What a tragic day in Uvalde, Texas. It's hard to process this kind of evil. Of course from the first news of the killings the corporate media have blared the horror 24/7 as emotions are exploited to leverage more restrictions on good citizens. Those who challenge the prevailing media narrative are branded insensitive and uncaring. That's how it works.
It was kind of surprising in a Texas school that no teacher or admin had a permitted carry pistol or that there was no armed LEO as a school resource officer present. Policies must vary among school districts. Even more stunning was the maddeningly slow response of local police. Details are still unfolding. The day after the Uvalde massacre, a civilian with a legal concealed carry pistol stopped a would-be mass shooter dead in his tracks in Charleston, West Virginia. A man was speeding in a parking lot near a graduation party. When asked to slow down, he became agitated, left and returned later, opening fire with an AR style rifle. A woman bystander carrying a lawfully owned pistol shot and killed the attacker. No other people were injured. The Charleston police chief said she saved dozens of lives. The dead perp had a criminal record. He probably got the rifle from his homies. Mass media response on the event, save for Fox News, its Charleston affiliate and passing mention in USA Today, crickets...

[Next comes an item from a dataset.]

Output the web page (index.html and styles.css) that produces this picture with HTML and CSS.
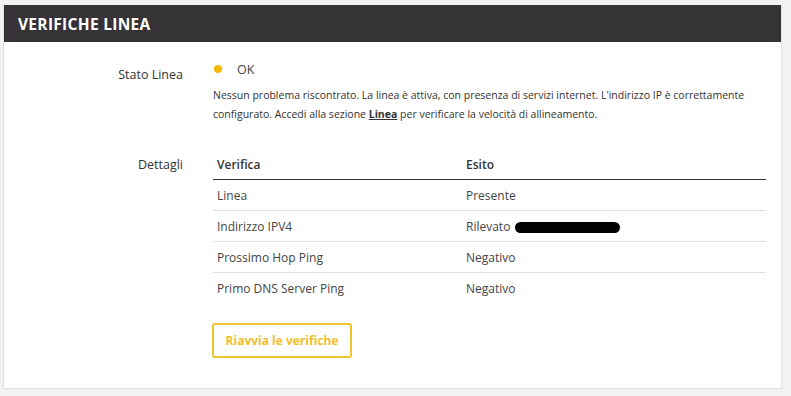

https://wchstv.com/news/local/victim-hospitalized-in-charleston-shooting
Regarding so-called "assault weapons," the propaganda term was coined by Josh Sugarmann, a policy wonk for the Violence Policy Center back in the late 1980s to conflate military selective fire, fully automatic rifles with constitutionally protected semi-automatic rifles commonly owned by tens of millions of Americans. Disingenuous politicians, the gun ban lobby and the media have run with it ever since to confuse the general public. Rifles of any description, including AR style rifles (AR stands for Armalite the original manufacturer) are used in maybe 2 percent of firearm related murders. Hammers are used more often to kill people. Seventy-five percent of gun related homicides are criminals killed by other criminals in gang turf and drug wars. By comparison various studies estimate defensive gun use by civilians from 600,000 to over two million times a year, most without a shot being fired. Handguns are more frequently used, but rifles, including ARs, have often been employed to stop a threat. As for a proposed national gun ban, there are over 20 million legally owned AR style rifles in circulation. That's a significant subset of the many tens of millions of semi-automatic rifles in civilian hands. An Australian or New Zealand style "buyback," forced confiscation with less than market value compensation for guns the government never sold to anyone, would be a catastrophically expensive and massive failure on many levels.
We have over 22,000 federal, state and local laws governing the acquisition and use of firearms, and the street thugs, drug cartels, terrorists and random crazies still demonstrate a marked disdain for official words printed on government stationery. The blame should be assigned to the perpetrators and not America's 100 million law-abiding gun owners.
Thanks for the opportunity to respond, George. Always enjoy your track and running posts.